Objective: Reproduce the material word for word; the images stay out.
• • • •
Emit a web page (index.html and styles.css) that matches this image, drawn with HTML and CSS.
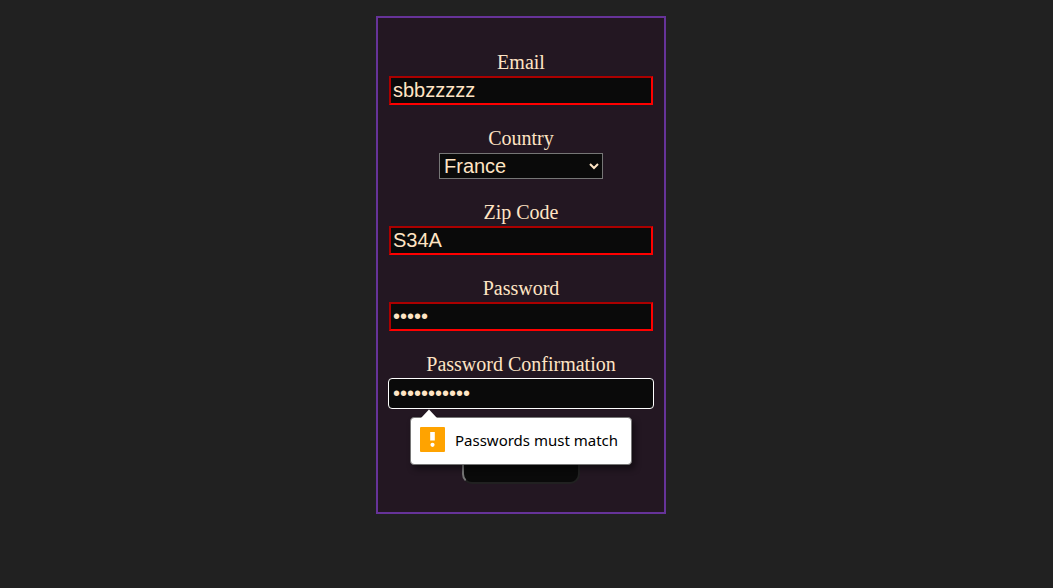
FILE: index.html
```
<!DOCTYPE html>
<html lang="en">
<head>
<meta charset="utf-8">
<meta name="viewport" content="width=device-width, initial-scale=1">
<title>Form validation</title>
<link rel="stylesheet" href="styles.css">
</head>
<body>
<form class="form" novalidate>
  <div class="field">
    <label for="email">Email</label>
    <input class="control invalid" id="email" type="email" value="sbbzzzzz">
  </div>
  <div class="field">
    <label for="country">Country</label>
    <select class="select" id="country"><option>France</option></select>
  </div>
  <div class="field">
    <label for="zip">Zip Code</label>
    <input class="control invalid" id="zip" type="text" value="S34A">
  </div>
  <div class="field">
    <label for="password">Password</label>
    <input class="control invalid" id="password" type="password" value="abcde">
  </div>
  <div class="field">
    <label for="confirm">Password Confirmation</label>
    <input class="control active" id="confirm" type="password" value="abcdefghijk" aria-describedby="confirm-error">
    <div class="bubble" id="confirm-error" role="alert">
      <svg class="arrow" width="16" height="9" viewBox="0 0 16 9" aria-hidden="true"><path d="M0 9L8 0.5L16 9Z" fill="#fff"/></svg>
      <svg class="warning" width="25" height="25" viewBox="0 0 25 25" aria-hidden="true"><rect width="25" height="25" rx="1" fill="#ffa300"/><path d="M10.2 5h4.6v8.5h-4.6z" fill="#fff"/><circle cx="12.5" cy="17.8" r="2.1" fill="#fff"/></svg>
      <span>Passwords must match</span>
    </div>
  </div>
  <button class="submit" type="submit" aria-label="Submit"></button>
</form>
</body>
</html>
```
FILE: styles.css
```
* { box-sizing: border-box; }

body {
  margin: 0;
  padding: 16px 11px 16px 0;
  display: flex;
  justify-content: center;
  background: #212121;
  color: #ffe4c4;
  font: 20px/23px "Liberation Serif", serif;
}

.form {
  width: 290px;
  padding: 33px 11px 28px;
  display: flex;
  flex-direction: column;
  align-items: center;
  gap: 22px;
  border: 2px solid #663399;
  background: #231722;
}

.field {
  position: relative;
  width: 100%;
  display: flex;
  flex-direction: column;
  align-items: center;
  gap: 2px;
}

.control,
.select {
  background: #0a0a0a;
  color: #ffe4c4;
  font: 20px/23px "Liberation Sans", sans-serif;
}

.control {
  width: 100%;
  height: 29px;
  padding: 1px 2px;
  border: 2px inset;
  outline: none;
}

.invalid { border-color: #ff0000; }

.active {
  width: calc(100% + 2px);
  height: 31px;
  padding: 3px 4px;
  border: 1px solid #fff;
  border-radius: 4px;
}

.select {
  width: 164px;
  height: 26px;
  margin-top: 1px;
  border: 1px solid #767676;
  border-radius: 0;
}

.bubble {
  position: absolute;
  top: calc(100% + 8px);
  left: 21px;
  width: max-content;
  min-width: 222px;
  height: 48px;
  padding: 9px;
  display: flex;
  gap: 10px;
  border: 1px solid #767676;
  border-radius: 4px;
  background: #fff;
  color: #000;
  box-shadow: 3px 4px 6px rgba(0, 0, 0, 0.45);
  font: 15px/27px "Noto Sans", sans-serif;
}

.arrow {
  position: absolute;
  top: -9px;
  left: 10px;
}

.submit {
  width: 118px;
  height: 53px;
  border: 2px solid;
  border-color: #767676 #212121 #212121 #767676;
  border-radius: 10px;
  background: #0a0a0a;
}
```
• • • •
The result:
Emit a web page (index.html and styles.css) that matches this image, drawn with HTML and CSS.
FILE: index.html
```
<!DOCTYPE html>
<html lang="en">
<head>
<meta charset="utf-8">
<meta name="viewport" content="width=device-width, initial-scale=1">
<title>Form validation</title>
<link rel="stylesheet" href="styles.css">
</head>
<body>
<form class="form" novalidate>
  <div class="field">
    <label for="email">Email</label>
    <input class="control invalid" id="email" type="email" value="sbbzzzzz">
  </div>
  <div class="field">
    <label for="country">Country</label>
    <select class="select" id="country"><option>France</option></select>
  </div>
  <div class="field">
    <label for="zip">Zip Code</label>
    <input class="control invalid" id="zip" type="text" value="S34A">
  </div>
  <div class="field">
    <label for="password">Password</label>
    <input class="control invalid" id="password" type="password" value="abcde">
  </div>
  <div class="field">
    <label for="confirm">Password Confirmation</label>
    <input class="control active" id="confirm" type="password" value="abcdefghijk" aria-describedby="confirm-error">
    <div class="bubble" id="confirm-error" role="alert">
      <svg class="arrow" width="16" height="9" viewBox="0 0 16 9" aria-hidden="true"><path d="M0 9L8 0.5L16 9Z" fill="#fff"/></svg>
      <svg class="warning" width="25" height="25" viewBox="0 0 25 25" aria-hidden="true"><rect width="25" height="25" rx="1" fill="#ffa300"/><path d="M10.2 5h4.6v8.5h-4.6z" fill="#fff"/><circle cx="12.5" cy="17.8" r="2.1" fill="#fff"/></svg>
      <span>Passwords must match</span>
    </div>
  </div>
  <button class="submit" type="submit" aria-label="Submit"></button>
</form>
</body>
</html>
```
FILE: styles.css
```
* { box-sizing: border-box; }

body {
  margin: 0;
  padding: 16px 11px 16px 0;
  display: flex;
  justify-content: center;
  background: #212121;
  color: #ffe4c4;
  font: 20px/23px "Liberation Serif", serif;
}

.form {
  width: 290px;
  padding: 33px 11px 28px;
  display: flex;
  flex-direction: column;
  align-items: center;
  gap: 22px;
  border: 2px solid #663399;
  background: #231722;
}

.field {
  position: relative;
  width: 100%;
  display: flex;
  flex-direction: column;
  align-items: center;
  gap: 2px;
}

.control,
.select {
  background: #0a0a0a;
  color: #ffe4c4;
  font: 20px/23px "Liberation Sans", sans-serif;
}

.control {
  width: 100%;
  height: 29px;
  padding: 1px 2px;
  border: 2px inset;
  outline: none;
}

.invalid { border-color: #ff0000; }

.active {
  width: calc(100% + 2px);
  height: 31px;
  padding: 3px 4px;
  border: 1px solid #fff;
  border-radius: 4px;
}

.select {
  width: 164px;
  height: 26px;
  margin-top: 1px;
  border: 1px solid #767676;
  border-radius: 0;
}

.bubble {
  position: absolute;
  top: calc(100% + 8px);
  left: 21px;
  width: max-content;
  min-width: 222px;
  height: 48px;
  padding: 9px;
  display: flex;
  gap: 10px;
  border: 1px solid #767676;
  border-radius: 4px;
  background: #fff;
  color: #000;
  box-shadow: 3px 4px 6px rgba(0, 0, 0, 0.45);
  font: 15px/27px "Noto Sans", sans-serif;
}

.arrow {
  position: absolute;
  top: -9px;
  left: 10px;
}

.submit {
  width: 118px;
  height: 53px;
  border: 2px solid;
  border-color: #767676 #212121 #212121 #767676;
  border-radius: 10px;
  background: #0a0a0a;
}
```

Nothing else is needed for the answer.